UCLA Offers Low-Cost College for Leftist Illegals

How to attend UCLA on the cheap? Be an illegal immigrant. Actually, be a leftist illegal immigrant. 
UCLA’s Center for Labor Research and Education and the union-subsidized National Labor College in Maryland have teamed up to establish “National Dream University” for the undocumented. The tuition is low: just $65 per credit hour, in contrast to $396 per credit hour that California residents pay for regular classes at the UCLA. The admissions standards are easygoing: a 2.7 grade-point average in high school or elsewhere. Contrast that to the highly competitive UCLA, where 70 percent of entering freshmen this fall have grade-point averages of 3.7 and higher, and 50 percent of entering freshman have at least 4.0 averages.
There is one proviso: Unless your political views are sufficiently progressive, you won’t be admitted to NDU. According to NDU’s website, all applicants must “demonstrate a commitment to immigrant/labor rights and social justice.” Yes, unlike regular UCLA, National Dream has an ideological litmus test for admission. No College Republicans at National Dream!
            
NDU now offers a limited program of six courses that add up to a one-year, 18-credit-hour certificate and hopes to offer associate and bachelor’s degrees in the future. About 35 students in total are expected to enroll in the program starting in January 2013. All six courses will be taught online, with mandatory visits to both the National Labor College and UCLA. UCLA professors will teach five of the courses and National Labor Center’s campus in Silver Spring, Maryland will teach the sixth at $270 per credit hour. The course titles are what one might expect from an unabashedly leftist institution: “Immigrant Rights, Labor and Higher Education,” “Race, Gender, Sexuality, Class and U.S. Labor,” and so forth. The National Dream website promises to offer the undocumented “the opportunity to learn from influential Civil Rights leaders like Reverend James Lawson and Tom Hayden, Immigrant Youth Movement leaders, and academics and scholars from across the country.” 
           
An Aug. 1 article in the Huffington Post headlined “Dream Act College” stated–incorrectly, as it turns out–that credits earned at National Dream could be automatically transferred to UCLA proper — UCLA administrators have been trying to back off from any implication that illegal immigrants can obtain University of California degrees at a lower total cost and via easier admissions standards than citizens and legal residents. The Breitbart Report calculated that students who transfer all 18 National Dream credits to UCLA can wind up paying $4,728 less than the $7,128 California residents will pay for 18 credit hours earned on campus this academic year. A recent statement from UCLA declares that transfers of credits are not automatic, and that the credits must come from a regionally accredited institution. But since the National Labor College is accredited by the Middle States Commission on Higher Education, the UCLA administration didn’t exactly rule out such transfers.

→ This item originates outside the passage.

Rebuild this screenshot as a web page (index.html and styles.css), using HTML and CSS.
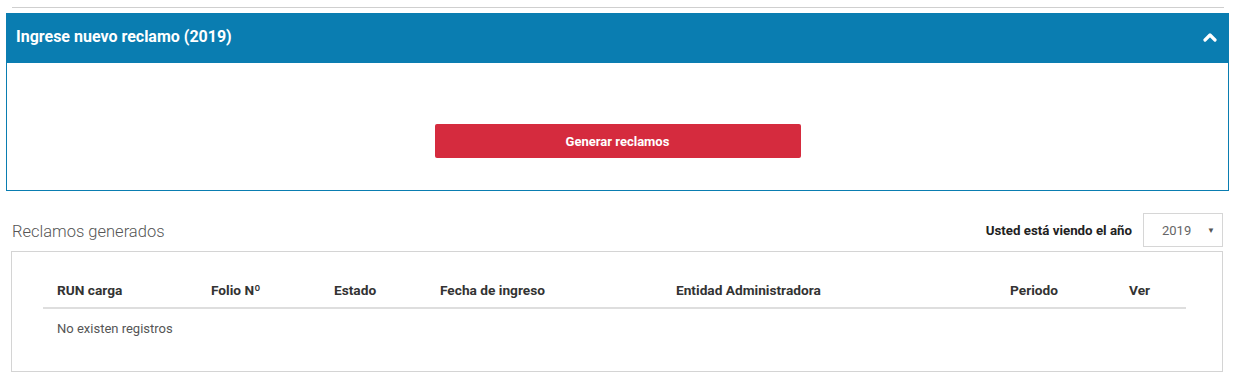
FILE: index.html
```html
<!DOCTYPE html>
<html lang="es">
<head>
    <meta charset="UTF-8">
    <title>Reclamos</title>
    <link rel="stylesheet" href="styles.css">
</head>
<body>
    <div class="page">
        <hr class="top-rule">

        <div class="panel">
            <div class="panel-heading">
                <h3>Ingrese nuevo reclamo (2019)</h3>
                <svg class="chevron" width="14" height="10" viewBox="0 0 14 10">
                    <path d="M2 8 L7 3 L12 8" fill="none" stroke="#fff" stroke-width="3.2" stroke-linecap="round" stroke-linejoin="round"/>
                </svg>
            </div>
            <div class="panel-body">
                <button class="btn-red">Generar reclamos</button>
            </div>
        </div>

        <div class="list-head">
            <h4>Reclamos generados</h4>
            <div class="year-picker">
                <label>Usted está viendo el año</label>
                <div class="select">
                    <span>2019</span>
                    <span class="arrow">&#9660;</span>
                </div>
            </div>
        </div>

        <div class="table-box">
            <table>
                <colgroup>
                    <col style="width:154px">
                    <col style="width:123px">
                    <col style="width:106px">
                    <col style="width:236px">
                    <col style="width:334px">
                    <col style="width:119px">
                    <col style="width:71px">
                </colgroup>
                <thead>
                    <tr>
                        <th>RUN carga</th>
                        <th>Folio Nº</th>
                        <th>Estado</th>
                        <th>Fecha de ingreso</th>
                        <th>Entidad Administradora</th>
                        <th>Periodo</th>
                        <th>Ver</th>
                    </tr>
                </thead>
                <tbody>
                    <tr>
                        <td colspan="7">No existen registros</td>
                    </tr>
                </tbody>
            </table>
        </div>
    </div>
</body>
</html>
```

FILE: styles.css
```css
body {
    font-family: Roboto, "Liberation Sans", sans-serif;
    background-color: white;
    color: #333;
    margin: 0;
    padding: 0;
}

.page {
    padding: 7px 10px 0 6px;
}

.top-rule {
    border: none;
    border-top: 1px solid #cfcfcf;
    margin: 0 5px 5px 6px;
}

.panel {
    border: 1px solid #0a7db1;
}

    .panel-heading {
        background-color: #0a7db1;
        height: 49px;
        display: flex;
        align-items: center;
        justify-content: space-between;
        padding: 0 11px 4px 9px;
        box-sizing: border-box;
    }

        .panel-heading h3 {
            margin: 0;
            color: white;
            font-size: 16px;
            font-weight: bold;
        }

    .panel-body {
        height: 127px;
        display: flex;
        justify-content: center;
        align-items: flex-start;
    }

.btn-red {
    margin-top: 61px;
    width: 366px;
    height: 34px;
    background-color: #d52b3e;
    color: white;
    border: none;
    border-radius: 2px;
    font-family: inherit;
    font-size: 13px;
    font-weight: bold;
}

.list-head {
    display: flex;
    justify-content: space-between;
    align-items: center;
    margin: 22px 6px 4px 6px;
}

    .list-head h4 {
        margin: 0;
        font-size: 16.5px;
        font-weight: 300;
        color: #555;
        padding-top: 2px;
    }

.year-picker {
    display: flex;
    align-items: center;
    gap: 11px;
}

    .year-picker label {
        font-size: 13.3px;
        font-weight: bold;
        color: #222;
    }

.select {
    width: 80px;
    height: 34px;
    box-sizing: border-box;
    border: 1px solid #d6d6d6;
    display: flex;
    align-items: center;
    justify-content: space-between;
    padding: 0 7px 0 18px;
    font-size: 13px;
    color: #666;
}

    .select .arrow {
        font-size: 8px;
        color: #555;
    }

.table-box {
    border: 1px solid #d4d4d4;
    margin: 0 6px 0 5px;
    padding: 25px 36px 26px 31px;
}

table {
    border-collapse: collapse;
    table-layout: fixed;
    width: 1143px;
}

th {
    text-align: left;
    font-size: 13.7px;
    font-weight: bold;
    color: #333;
    padding: 5px 14px 9px 14px;
    border-bottom: 2px solid #dedede;
}

td {
    font-size: 13px;
    color: #555;
    padding: 12px 14px 9px 14px;
}
```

You might be asking to what extent California taxpayers might be picking up the tab for the UCLA Center for Labor Research’s public-service adventures in discounted college for  the undocumented, especially given the UC system’s chronic budget woes and budget cutbacks these days. The answer is: substantially. In 2007 California put an end to several decades of direct funding for the Center for Labor Research and its parent academic department, the UCLA Institute for Research on Labor and Employment. Now, the UC system itself (which translates at least in part to taxpayers) pays some of the $2.6 million or so annual budget for the Institute (and the Center), according to Breitbart, aided by hefty contributions from unions, such left-leaning philanthropies as the Ford Foundation and George Soros’s Open Society Institute, and the city of Los Angeles, which donated $50,000 to the Institute in 2010. UCLA might be trying to distance itself from NDU. But as a public institution supported by hefty public subsidies, it can’t escape responsibility for the fact that one of its own centers staffed by its own professors is offering advocacy courses to illegal immigrants chosen on the basis of political ideology, not academic merit.